TASK DETAILS: Type out the complete listing below word for word, without its pictures.

- - -

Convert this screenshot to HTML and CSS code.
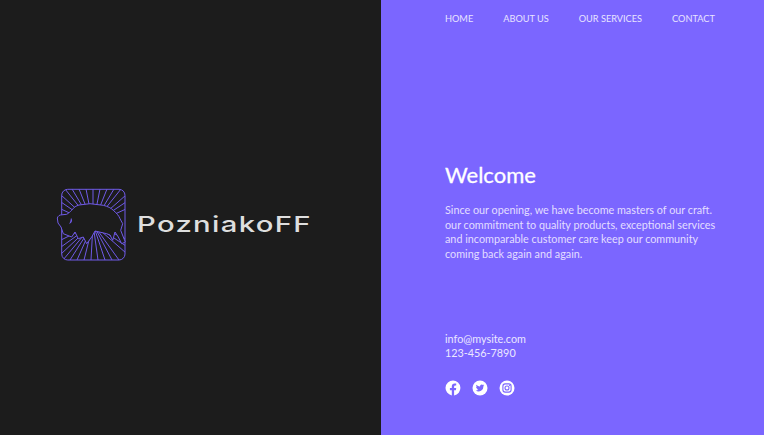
FILE: index.html
```html
<!DOCTYPE html>
<html lang="en">
<head>
<meta charset="utf-8">
<title>PozniakoFF</title>
<link rel="stylesheet" href="styles.css">
</head>
<body>
<main class="page">
  <section class="brand">
    <div class="logo">
      <svg class="logo-mark" width="72" height="75" viewBox="0 0 72 75" aria-hidden="true">
        <defs><clipPath id="box"><rect x="5.7" y="2.300" width="63.300" height="70.700" rx="6"/></clipPath></defs>
        <g clip-path="url(#box)">
          <path class="rays" d="M37 37L9 2M37 37L16 2M37 37L23 2M37 37L30 2M37 37L37 2M37 37L44 2M37 37L51 2M37 37L58 2M37 37L65 2M37 37L70 8M37 37L70 15M37 37L70 22M37 37L70 52M37 37L70 59M37 37L70 66M37 37L63 73M37 37L56 73M37 37L49 73M37 37L42 73M37 37L35 73M37 37L28 73M37 37L21 73M37 37L14 73M37 37L7 73M37 37L5 67M37 37L5 60M37 37L5 53M37 37L5 22M37 37L5 15M37 37L5 8"/>
        </g>
        <rect class="frame" x="5.700" y="2.300" width="63.300" height="70.700" rx="6"/>
        <path class="bison" d="M1.300 31C2 29 3.500 27.800 6 27.800L10.700 27.300C13 26 14.500 24.500 15.700 23.300C18 20 20 19 23 18L34 16.700L47.300 18.300C52 19.500 55 21 57.300 23.300C61 26.500 63 29 64 31.700L66.700 36.700L64.700 43.300L67.300 50L69.300 55L65.700 56.700L62.300 50L59 45L56.700 53.300L54 48L50.700 46.700L39 44L35.700 50L30.700 56.700L27.300 50L22.300 51.700L19 45L15.700 50L7.300 46.700L5 40L2 36Z"/>
        <path class="horn" d="M15 31C17 33 16 36 13 37C14.500 35 14.500 33 15 31Z"/>
      </svg>
      <span class="logo-name">PozniakoFF</span>
    </div>
  </section>
  <section class="panel">
    <nav class="nav">
      <a href="#">HOME</a>
      <a href="#">ABOUT US</a>
      <a href="#">OUR SERVICES</a>
      <a href="#">CONTACT</a>
    </nav>
    <div class="intro">
      <h1>Welcome</h1>
      <p>Since our opening, we have become masters of our craft.<br>our commitment to quality products, exceptional services<br>and incomparable customer care keep our community<br>coming back again and again.</p>
    </div>
    <div class="contact">
      <div>info@mysite.com</div>
      <div>123-456-7890</div>
    </div>
    <div class="social">
      <svg width="16" height="16" viewBox="0 0 16 16" aria-label="Facebook"><path class="icon-fill" d="M8 .5a7.500 7.500 0 0 0-1.200 14.900V10.200H4.900V8h1.900V6.400c0-1.900 1.100-2.900 2.800-2.900.8 0 1.600.1 1.600.1v1.800h-.9c-.9 0-1.200.6-1.200 1.200V8h2.100l-.3 2.200H9.100v5.200A7.500 7.500 0 0 0 8 .5Z"/></svg>
      <svg width="16" height="16" viewBox="0 0 16 16" aria-label="Twitter"><circle class="icon-fill" cx="8" cy="8" r="7.500"/><path class="icon-cut" d="M12.300 5.200c-.3.100-.6.200-1 .3.400-.2.600-.6.800-1-.3.200-.7.300-1.100.4a1.800 1.800 0 0 0-3 1.600A4.900 4.900 0 0 1 4.400 4.700a1.800 1.800 0 0 0 .5 2.300c-.3 0-.6-.1-.8-.2 0 .9.600 1.600 1.400 1.800-.3.100-.5.100-.8 0 .2.700.9 1.200 1.600 1.200A3.600 3.600 0 0 1 3.800 10.600a5 5 0 0 0 7.700-4.500c.3-.2.600-.5.800-.9Z"/></svg>
      <svg width="16" height="16" viewBox="0 0 16 16" aria-label="Instagram"><circle class="icon-fill" cx="8" cy="8" r="7.500"/><rect class="icon-line" x="3.900" y="3.900" width="8.200" height="8.200" rx="2.300"/><circle class="icon-line" cx="8" cy="8" r="2"/><circle class="icon-cut" cx="10.500" cy="5.500" r=".6"/></svg>
    </div>
  </section>
</main>
</body>
</html>
```
FILE: styles.css
```css
* { box-sizing: border-box; }
html, body { margin: 0; height: 100%; }
body { overflow: hidden; font-family: "Lato", "Open Sans", sans-serif; }
.page { display: grid; grid-template-columns: 381px 1fr; height: 435px; }
.brand { background: #1c1c1c; padding: 187px 0 0 56px; }
.logo { display: flex; align-items: flex-start; gap: 9px; }
.logo-mark { display: block; flex: none; }
.rays { fill: none; stroke: #6f5ae6; stroke-width: 1; }
.frame { fill: none; stroke: #6f5ae6; stroke-width: 1; }
.bison { fill: #1c1c1c; stroke: #6f5ae6; stroke-width: 1; stroke-linejoin: round; }
.horn { fill: #6f5ae6; }
.logo-name { margin-top: 23px; font-family: "Inter", sans-serif; font-size: 22px; font-weight: 500; line-height: 28px; letter-spacing: 1px; color: #dedede; transform: scaleX(1.33); transform-origin: left center; white-space: nowrap; }
.panel { background: #7b66ff; padding: 0 0 0 64px; color: #fff; }
.nav { display: flex; gap: 30px; padding-top: 13px; font-size: 9.200px; line-height: 12px; font-weight: 400; }
.nav a { color: #e8e4ff; text-decoration: none; }
.intro { margin-top: 136px; }
h1 { margin: 0; font-size: 22px; line-height: 28px; font-weight: 400; color: #fff; -webkit-text-stroke: .3px #fff; }
.intro p { margin: 14px 0 0; font-size: 10.800px; line-height: 14.500px; font-weight: 400; color: #e3deff; white-space: nowrap; }
.contact { margin-top: 71px; font-size: 10.800px; line-height: 14px; font-weight: 400; color: #ebe8ff; }
.social { display: flex; gap: 11px; margin-top: 20px; }
.icon-fill { fill: #fff; }
.icon-cut { fill: #7b66ff; }
.icon-line { fill: none; stroke: #7b66ff; stroke-width: 1.100; }
```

- - -

COMPLETE ANSWER:
Convert this screenshot to HTML and CSS code.
FILE: index.html
```html
<!DOCTYPE html>
<html lang="en">
<head>
<meta charset="utf-8">
<title>PozniakoFF</title>
<link rel="stylesheet" href="styles.css">
</head>
<body>
<main class="page">
  <section class="brand">
    <div class="logo">
      <svg class="logo-mark" width="72" height="75" viewBox="0 0 72 75" aria-hidden="true">
        <defs><clipPath id="box"><rect x="5.7" y="2.300" width="63.300" height="70.700" rx="6"/></clipPath></defs>
        <g clip-path="url(#box)">
          <path class="rays" d="M37 37L9 2M37 37L16 2M37 37L23 2M37 37L30 2M37 37L37 2M37 37L44 2M37 37L51 2M37 37L58 2M37 37L65 2M37 37L70 8M37 37L70 15M37 37L70 22M37 37L70 52M37 37L70 59M37 37L70 66M37 37L63 73M37 37L56 73M37 37L49 73M37 37L42 73M37 37L35 73M37 37L28 73M37 37L21 73M37 37L14 73M37 37L7 73M37 37L5 67M37 37L5 60M37 37L5 53M37 37L5 22M37 37L5 15M37 37L5 8"/>
        </g>
        <rect class="frame" x="5.700" y="2.300" width="63.300" height="70.700" rx="6"/>
        <path class="bison" d="M1.300 31C2 29 3.500 27.800 6 27.800L10.700 27.300C13 26 14.500 24.500 15.700 23.300C18 20 20 19 23 18L34 16.700L47.300 18.300C52 19.500 55 21 57.300 23.300C61 26.500 63 29 64 31.700L66.700 36.700L64.700 43.300L67.300 50L69.300 55L65.700 56.700L62.300 50L59 45L56.700 53.300L54 48L50.700 46.700L39 44L35.700 50L30.700 56.700L27.300 50L22.300 51.700L19 45L15.700 50L7.300 46.700L5 40L2 36Z"/>
        <path class="horn" d="M15 31C17 33 16 36 13 37C14.500 35 14.500 33 15 31Z"/>
      </svg>
      <span class="logo-name">PozniakoFF</span>
    </div>
  </section>
  <section class="panel">
    <nav class="nav">
      <a href="#">HOME</a>
      <a href="#">ABOUT US</a>
      <a href="#">OUR SERVICES</a>
      <a href="#">CONTACT</a>
    </nav>
    <div class="intro">
      <h1>Welcome</h1>
      <p>Since our opening, we have become masters of our craft.<br>our commitment to quality products, exceptional services<br>and incomparable customer care keep our community<br>coming back again and again.</p>
    </div>
    <div class="contact">
      <div>info@mysite.com</div>
      <div>123-456-7890</div>
    </div>
    <div class="social">
      <svg width="16" height="16" viewBox="0 0 16 16" aria-label="Facebook"><path class="icon-fill" d="M8 .5a7.500 7.500 0 0 0-1.200 14.900V10.200H4.900V8h1.900V6.400c0-1.900 1.100-2.900 2.800-2.900.8 0 1.600.1 1.600.1v1.800h-.9c-.9 0-1.200.6-1.200 1.200V8h2.100l-.3 2.200H9.100v5.200A7.500 7.500 0 0 0 8 .5Z"/></svg>
      <svg width="16" height="16" viewBox="0 0 16 16" aria-label="Twitter"><circle class="icon-fill" cx="8" cy="8" r="7.500"/><path class="icon-cut" d="M12.300 5.200c-.3.100-.6.200-1 .3.400-.2.600-.6.800-1-.3.200-.7.300-1.100.4a1.800 1.800 0 0 0-3 1.600A4.900 4.900 0 0 1 4.400 4.700a1.800 1.800 0 0 0 .5 2.300c-.3 0-.6-.1-.8-.2 0 .9.600 1.600 1.400 1.800-.3.100-.5.100-.8 0 .2.700.9 1.200 1.600 1.200A3.600 3.600 0 0 1 3.800 10.600a5 5 0 0 0 7.700-4.500c.3-.2.600-.5.800-.9Z"/></svg>
      <svg width="16" height="16" viewBox="0 0 16 16" aria-label="Instagram"><circle class="icon-fill" cx="8" cy="8" r="7.500"/><rect class="icon-line" x="3.900" y="3.900" width="8.200" height="8.200" rx="2.300"/><circle class="icon-line" cx="8" cy="8" r="2"/><circle class="icon-cut" cx="10.500" cy="5.500" r=".6"/></svg>
    </div>
  </section>
</main>
</body>
</html>
```
FILE: styles.css
```css
* { box-sizing: border-box; }
html, body { margin: 0; height: 100%; }
body { overflow: hidden; font-family: "Lato", "Open Sans", sans-serif; }
.page { display: grid; grid-template-columns: 381px 1fr; height: 435px; }
.brand { background: #1c1c1c; padding: 187px 0 0 56px; }
.logo { display: flex; align-items: flex-start; gap: 9px; }
.logo-mark { display: block; flex: none; }
.rays { fill: none; stroke: #6f5ae6; stroke-width: 1; }
.frame { fill: none; stroke: #6f5ae6; stroke-width: 1; }
.bison { fill: #1c1c1c; stroke: #6f5ae6; stroke-width: 1; stroke-linejoin: round; }
.horn { fill: #6f5ae6; }
.logo-name { margin-top: 23px; font-family: "Inter", sans-serif; font-size: 22px; font-weight: 500; line-height: 28px; letter-spacing: 1px; color: #dedede; transform: scaleX(1.33); transform-origin: left center; white-space: nowrap; }
.panel { background: #7b66ff; padding: 0 0 0 64px; color: #fff; }
.nav { display: flex; gap: 30px; padding-top: 13px; font-size: 9.200px; line-height: 12px; font-weight: 400; }
.nav a { color: #e8e4ff; text-decoration: none; }
.intro { margin-top: 136px; }
h1 { margin: 0; font-size: 22px; line-height: 28px; font-weight: 400; color: #fff; -webkit-text-stroke: .3px #fff; }
.intro p { margin: 14px 0 0; font-size: 10.800px; line-height: 14.500px; font-weight: 400; color: #e3deff; white-space: nowrap; }
.contact { margin-top: 71px; font-size: 10.800px; line-height: 14px; font-weight: 400; color: #ebe8ff; }
.social { display: flex; gap: 11px; margin-top: 20px; }
.icon-fill { fill: #fff; }
.icon-cut { fill: #7b66ff; }
.icon-line { fill: none; stroke: #7b66ff; stroke-width: 1.100; }
```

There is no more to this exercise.